Clemson Tiger Vic Beasley is the type of pass rusher that opposing offensive coordinators lose sleep over trying to figure out how they are going to be able to block him. He really is that scary off the edge. In fact, his athleticism is so rare that with his number three on his jersey, he often looks more like a big wide receiver than a college defensive end.

In the NFL, Beasley will most likely be a 3-4 outside linebacker. He has substantial experience playing in a two-point stance so he should make a seamless transition from college defensive end/linebacker hybrid to a full-time outside linebacker. He’s a bit undersized, but do not let his height and weight fool you. Beasley is extremely strong for his size and holds up better in run support than many players much bigger than him. However, it would still probably be in his best interest to add another five pounds to his frame if it does not decrease his rare explosiveness.

Against Wake Forest, Beasley was extremely active in the Demon Deacon’s backfield all night. People often cite statistics to argue for a pass rusher’s effectiveness, but a true top pass rusher can impact a game without even sacking the quarterback. Constant pressure and forcing quick decisions is often just as crucial as sacking the quarterback. Beasley does both.

Clemson Tiger teammate Grady Jarrett is still underrated by many. He is a bit on the smaller side for a defensive tackle, but he is still able to hold up quite well at the point of attack. His strength is his ability to penetrate and create havoc in the opponent’s backfield. Although he was not at his best against Wake Forest, he still forced them to alter their blocking schemes in order to account for the beast in the middle.

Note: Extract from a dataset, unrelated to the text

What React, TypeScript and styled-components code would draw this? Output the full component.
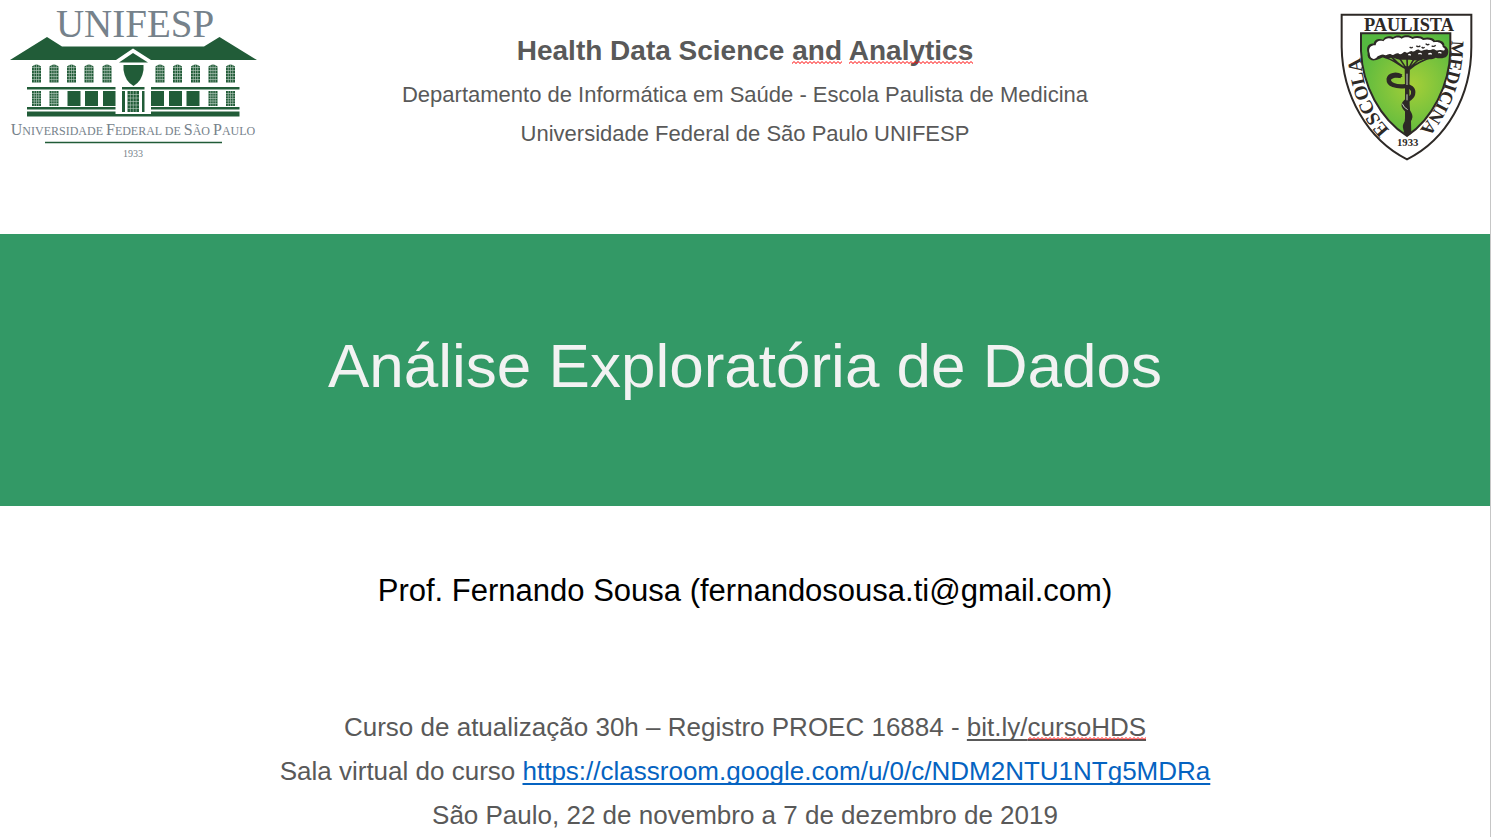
import React from "react";
import styled, { createGlobalStyle } from "styled-components";

const GlobalStyle = createGlobalStyle`
  * { box-sizing: border-box; }
  body {
    margin: 0;
    background: #ffffff;
    font-family: "Liberation Sans", Arial, sans-serif;
  }
`;

const Slide = styled.main`
  display: flex;
  flex-direction: column;
  min-height: 100vh;
  border-right: 1px solid #c6c6c6;
  text-align: center;
  color: #595959;
`;

const Header = styled.header`
  display: grid;
  grid-template-columns: 1fr auto 1fr;
  align-items: start;
  min-height: 234px;
`;

const LogoSlot = styled.div<{ $end?: boolean }>`
  display: flex;
  justify-content: ${(p) => (p.$end ? "flex-end" : "flex-start")};
  padding-top: ${(p) => (p.$end ? 5 : 0)}px;

  svg {
    display: block;
    flex: none;
  }
`;

const Institution = styled.div`
  padding-top: 27px;
`;

const CourseName = styled.h2`
  margin: 0;
  font-size: 28px;
  line-height: 48px;
  font-weight: 700;
`;

const InstitutionLine = styled.p`
  margin: 0;
  font-size: 22px;
  line-height: 39px;
`;

const Band = styled.section`
  display: flex;
  align-items: center;
  justify-content: center;
  min-height: 272px;
  padding-bottom: 8px;
  background: #339966;
`;

const Title = styled.h1`
  margin: 0;
  font-size: 62px;
  line-height: 72px;
  font-weight: 400;
  color: #f2f2f2;
`;

const Author = styled.p`
  margin: 0;
  padding: 63px 0 93px;
  font-size: 31px;
  line-height: 43px;
  color: #000000;
`;

const Details = styled.footer`
  font-size: 26px;
  line-height: 44px;

  p {
    margin: 0;
  }
`;

const Link = styled.a<{ $color: string }>`
  color: ${(p) => p.$color};
  text-decoration: underline;
  text-decoration-thickness: 2px;
  text-decoration-skip-ink: none;
  text-underline-offset: 3px;
`;

const squiggle = `url("data:image/svg+xml,%3Csvg xmlns='http://www.w3.org/2000/svg' width='4' height='3'%3E%3Cpath d='M-1 3.5 2 .5 5 3.500' fill='none' stroke='%23ff0000' stroke-width='1'/%3E%3C/svg%3E")`;

const Misspelt = styled.span`
  position: relative;

  &::after {
    content: "";
    position: absolute;
    left: 0;
    right: 0;
    bottom: 2px;
    height: 3px;
    background: ${squiggle} left bottom / 4px 3px repeat-x;
  }
`;

const green = "#215c38";

const PaneWindow = ({ x, y, w, h, arched }: { x: number; y: number; w: number; h: number; arched?: boolean }) => (
  <g>
    <path
      d={
        arched
          ? `M${x} ${y + h}V${y + 2}Q${x + w / 2} ${y - 2} ${x + w} ${y + 2}V${y + h}Z`
          : `M${x} ${y}h${w}v${h}h${-w}Z`
      }
      fill={green}
    />
    <path
      d={
        [1, 2, 3].map((i) => `M${x + (w * i) / 4} ${y}v${h}`).join("") +
        [1, 2, 3, 4, 5].map((i) => `M${x} ${y + (h * i) / 6}h${w}`).join("")
      }
      stroke="#fff"
      strokeWidth=".6"
      opacity=".7"
    />
  </g>
);

const UnifespLogo = () => (
  <svg width="266" height="165" viewBox="0 0 266 165" role="img" aria-label="UNIFESP">
    <g fontFamily='"Liberation Serif", serif' textAnchor="middle" fill="#76828b">
      <text x="135" y="37" fontSize="39">UNIFESP</text>
      <text x="133" y="135" fontSize="12">
        <tspan fontSize="16">U</tspan>NIVERSIDADE <tspan fontSize="16">F</tspan>EDERAL DE{" "}
        <tspan fontSize="16">S</tspan>ÃO <tspan fontSize="16">P</tspan>AULO
      </text>
      <text x="133" y="157" fontSize="10">1933</text>
    </g>
    <g fill={green}>
      <path d="M10 60 47 37 62 46.500H204L219.500 37 257 60H151L133 48.500 116 60Z" />
      <path d="M119 62.500 133 53 148 62.500Z" />
      <path d="M123.500 65H143.500V70Q142 81 133.500 86Q125 81 123.500 70Z" />
      <path d="M27 87H115.500V89.500H27ZM122 87H144.500V89.500H122ZM151 87H239.500V89.500H151Z" />
      <path d="M27 107H115.500V109.500H27ZM151 107H239.500V109.500H151Z" />
      <path d="M27 111.500H115.500V114H151V111.500H239.500V116.500H27Z" />
      <path d="M122 91H125V112H122ZM142 91H144.500V112H142Z" />
      <path d="M67.500 91H80.500V106H67.500ZM85 91H98V106H85ZM103 91H115.500V106H103ZM151 91H164V106H151ZM169 91H182V106H169ZM186.500 91H199.500V106H186.500Z" />
    </g>
    {[32, 49.5, 67, 84.5, 102.5, 155.5, 173, 191, 208.5, 226].map((x) => (
      <PaneWindow key={x} x={x} y={64.5} w={9} h={18} arched />
    ))}
    {[32, 49.5, 208.5, 226].map((x) => (
      <PaneWindow key={x} x={x} y={91} w={9} h={15} />
    ))}
    <PaneWindow x={127.5} y={91} w={11.5} h={21} />
    <path d="M45 142.500H222" stroke={green} strokeWidth="1.300" />
  </svg>
);

const ink = "#2d2926";

const MedicineCrest = () => (
  <svg width="160" height="160" viewBox="-3 0 480 480" role="img" aria-label="Escola Paulista de Medicina">
    <defs>
      <radialGradient id="field" gradientUnits="userSpaceOnUse" cx="245" cy="240" r="175">
        <stop offset="0" stopColor="#a5cf38" />
        <stop offset="1" stopColor="#55b840" />
      </radialGradient>
      <path id="leftSide" d="M176 374C122 322 88 232 85 102" />
      <path id="rightSide" d="M361 106C360 214 330 304 248 396" />
    </defs>
    <path
      d="M32 29H421V126C421 272 347 404 228 463C110 404 34 272 32 126Z"
      fill="#fff"
      stroke={ink}
      strokeWidth="6"
    />
    <path
      d="M90 85H358V138C355 241 304 342 228 393C147 342 94 241 90 138Z"
      fill="url(#field)"
      stroke={ink}
      strokeWidth="6"
    />
    <g fontFamily='"Liberation Serif", serif' fontWeight="700" fill={ink}>
      <text x="234" y="78" fontSize="55" textAnchor="middle">PAULISTA</text>
      <text fontSize="58">
        <textPath href="#leftSide">ESCOLA</textPath>
      </text>
      <text fontSize="55">
        <textPath href="#rightSide">MEDICINA</textPath>
      </text>
      <text x="230" y="422" fontSize="32" textAnchor="middle">1933</text>
    </g>
    <path
      d="M110 144C104 126 114 114 128 116C130 102 146 100 156 104C162 92 178 92 186 97C194 90 206 90 212 95C222 89 236 90 244 96C256 90 272 93 278 99C292 95 308 99 312 107C328 103 342 112 340 122C352 126 356 142 348 153C338 163 322 160 314 158C302 166 290 162 278 162C266 170 250 166 236 164C220 164 204 166 192 160C180 156 170 162 160 158C150 156 140 168 122 166C112 162 108 154 110 144Z"
      fill={ink}
    />
    <path
      d="M115 142C112 128 121 120 134 121C136 107 148 106 157 109C164 98 176 98 185 103C193 96 206 96 212 101C222 95 236 96 244 102C256 96 270 99 276 105C290 101 304 104 308 112C322 108 336 116 335 126C346 132 342 138 332 136C324 132 318 140 312 134C304 130 298 138 290 134C280 132 272 142 264 134C254 132 250 144 242 138C234 138 230 148 222 140C214 142 210 152 202 145C194 142 188 154 180 148C172 144 168 154 158 149C150 148 146 152 140 154C134 162 128 164 123 160C115 156 118 148 115 142Z"
      fill="#fff"
    />
    <path d="M256 122q6 6 12 0M284 116q5 6 11 1M302 122q6 5 12-1M236 126q5 5 9 0M272 126q4 5 9 1" fill="none" stroke={ink} strokeWidth="4" />
    <path d="M262 147q6-4 10 1M292 148q6-5 10 0M322 144q5-4 9 1M232 150q4-3 7 1" fill="none" stroke="#fff" strokeWidth="4" />
    <g fill="none" stroke={ink}>
      <path d="M158 156C184 162 202 178 220 188M180 154C194 170 210 182 222 190M206 160 224 188M228 158 229 190M250 160 234 188M274 158C258 164 246 180 236 190M304 156C274 166 250 180 236 192" strokeWidth="5" />
      <path
        d="M211 214C194 205 175 210 173 222C172 240 196 245 216 244C238 241 250 252 246 268C242 284 214 288 218 302C222 316 238 318 238 336C238 350 220 352 222 366C223 378 231 378 231 388"
        strokeWidth="13"
      />
    </g>
    <path d="M221 184H237L235 250L236 300L240 350L241 386L228 394L218 382L222 340L222 250Z" fill={ink} />
    <path d="M173 216C184 204 200 204 215 214L205 219C196 218 188 216 178 226Z" fill={ink} />
    <path d="M228 206V240M228 268V286M214 296Q218 308 230 314" fill="none" stroke="#c9d3c0" strokeWidth="3" />
  </svg>
);

export default function App() {
  return (
    <>
      <GlobalStyle />
      <Slide>
        <Header>
          <LogoSlot>
            <UnifespLogo />
          </LogoSlot>
          <Institution>
            <CourseName>
              Health Data Science <Misspelt>and</Misspelt> <Misspelt>Analytics</Misspelt>
            </CourseName>
            <InstitutionLine>Departamento de Informática em Saúde - Escola Paulista de Medicina</InstitutionLine>
            <InstitutionLine>Universidade Federal de São Paulo UNIFESP</InstitutionLine>
          </Institution>
          <LogoSlot $end>
            <MedicineCrest />
          </LogoSlot>
        </Header>
        <Band>
          <Title>Análise Exploratória de Dados</Title>
        </Band>
        <Author>Prof. Fernando Sousa (fernandosousa.ti@gmail.com)</Author>
        <Details>
          <p>
            Curso de atualização 30h – Registro PROEC 16884 -{" "}
            <Link $color="#595959" href="https://bit.ly/cursoHDS">
              bit.ly/<Misspelt>cursoHDS</Misspelt>
            </Link>
          </p>
          <p>
            Sala virtual do curso{" "}
            <Link $color="#0563c1" href="https://classroom.google.com/u/0/c/NDM2NTU1NTg5MDRa">
              https://classroom.google.com/u/0/c/NDM2NTU1NTg5MDRa
            </Link>
          </p>
          <p>São Paulo, 22 de novembro a 7 de dezembro de 2019</p>
        </Details>
      </Slide>
    </>
  );
}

Another defensive tackle saw his star shine a bit more brightly on the National Stage. Ohio State Buckeye Michael Bennett almost single-handedly slowed down the Spartans potent offensive attack. He made several key plays in the backfield and was a nuisance for Connor Cook all night. Do not let this game fool you though, as Bennett is not usually as good as he looked against Michigan State. Furthermore, he needs to improve at holding the point of attack in the running game. This is especially true when he is double-teamed, where he often gets blown off the ball. Bennett is an explosive player that should be a good defensive tackle for a Tampa 2 defense in the NFL, but probably will not consistently play like the player he was last Saturday night.

Purdue safety Landon Feichter is another player flying under the radar. He probably will never be nothing more than a solid backup and a special teams ace in the pros, but teams need guys like him. He’s an intelligent guy with first-rate instincts. Against the Badgers, he was all over the field, intercepting a pass, being heavily involved in the running game, and forcing and recovering a fumble. He even stopped Melvin Gordon on a key fourth down attempt. He is below average as an athlete for an NFL safety, but he is very fundamentally sound. He always seems to be in the right run fit while also being a superb wrap-up tackler. Feichter is the type of guy that is hard not to root for. He is what makes college football so special. Just maybe he will be able to put the special in special teams for some NFL team in 2015.